Tratado das Paixões da Alma é o primeiro romance da trilogia apelidada de “ciclo de Lisboa”, composta por A Ordem Natural das Coisas e A Morte de Carlos Gardel. Este ciclo comporta a infância e adolescência de António Lobo Antunes e a sua vida em Benfica, Lisboa, recheada de lembranças dos seus amigos e da relação que tinha com os seus familiares, acontecimentos que marcaram o autor e que o mesmo nunca mais esqueceu.
Homem, inicialmente assim apresentado, é um indivíduo que pertence a uma organização terrorista e que se encontra preso a prestar declarações perante o “cavalheiro” e pelo Juiz de Instrução, de seu nome Zé. Ao largo da estória, o Homem revela chamar-se Antunes, e mais tarde António Antunes, sendo que o Juiz de Instrução tem o nome de Zé. A primeira conclusão que se pode retirar, é obviamente que Tratado das Paixões da Alma tem como personagem principal o próprio autor, intercalando os parágrafos com Zé e com outras personagens (algumas da rede terrorista: Sacerdote, Artista, Estudante, etc), ainda que durante a grande parte das páginas haja um parágrafo para o Juiz e outro para o Homem, respectivamente.

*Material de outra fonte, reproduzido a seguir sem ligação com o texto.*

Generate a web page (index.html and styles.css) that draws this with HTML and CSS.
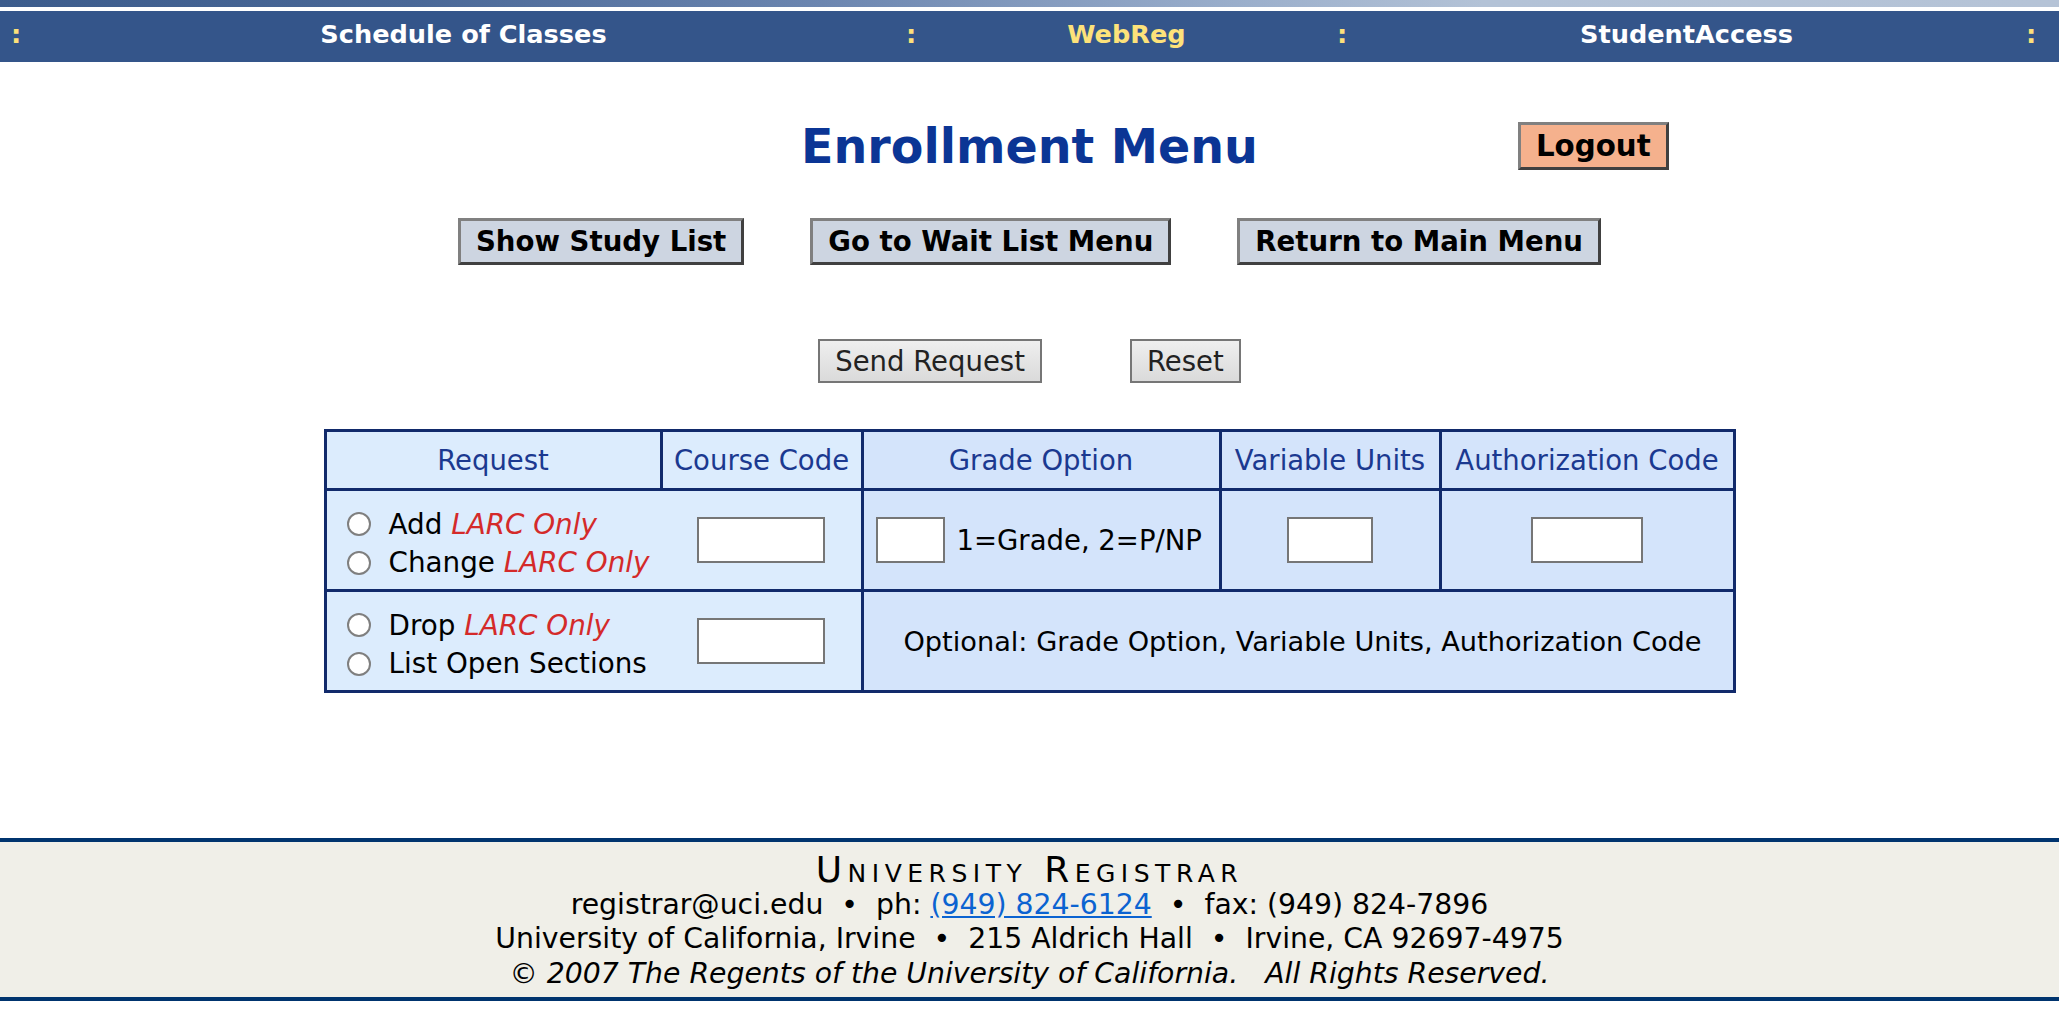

Se António (Lobo) Antunes é o Homem, Zé, o juiz, poderá ser o seu grande amigo já falecido José Cardoso Pires. Apesar de durante o livro todo não surja qualquer tipo de referência a “Cardoso” ou a “Pires”, não devemos excluir a possibilidade de que José Cardos Pires seja mesmo a personagem Zé, o Juiz: José Cardoso Pires aparece muitas vezes nas crónicas de Lobo Antunes como “Zé” e sempre tratado com um enorme carinho. A existência de uma rede terrorista e de Zé e António Antunes passarem o tempo na esquadra, serve apenas de pano de fundo para as lembranças de infância e adolescência que ambos partilharam em Benfica, sendo este sim, o verdadeiro tema do romance.
Zé e os seus pais são os caseiros duma quinta que pertence ao avô de Antunes, onde também vive António e os seus pais, e durante o período em que Zé e António conviveram, apercebemo-nos de que havia uma grande amizade entre os dois – melhores amigos do mundo -, onde não faltaram travessuras e situações verdadeiramente cómicas, escritas numa linguagem muito própria a que o autor já nos habituou: “- Repara no que o teu Avô me fez à boca, nota só o inchaço da gengiva, lamentou-se o meritíssimo a exibir o beiço ao Homem, dobrando-o, com os polegares, no sentido do queixo. Não me partiu um dente em bocadinhos por acaso, não me convides mais para fumar que o velho deixa-me em picado num segundo”
Tratado das Paixões da Alma, publicado em 1990, é um romance importante na vasta obra de António Lobo Antunes. A guerra colonial abordada de forma exaustiva nos seus prévios registos aparece aqui com pouca relevância, dando-nos espaço para conhecermos melhor o crescimento do jovem Lobo Antunes em Benfica e isso acaba por se tornar essencial na compreensão de um autor tão auto-biográfico como este.
Olá
ResponderEliminarLi os seus três artigos de opinião que escreveu sobre livros de António Lobo Antunes, e pretendo citá-los integralmente no site António Lobo Antunes (http://ala.t15.org), em espaço próprio para cada título, identificando-o, obviamente, como autor dos textos, e fazendo um link à fonte que é este seu Contracultura Aplicada. Caso se oponha, por favor entre em contacto: alaptla@gmail.com.
Obrigado.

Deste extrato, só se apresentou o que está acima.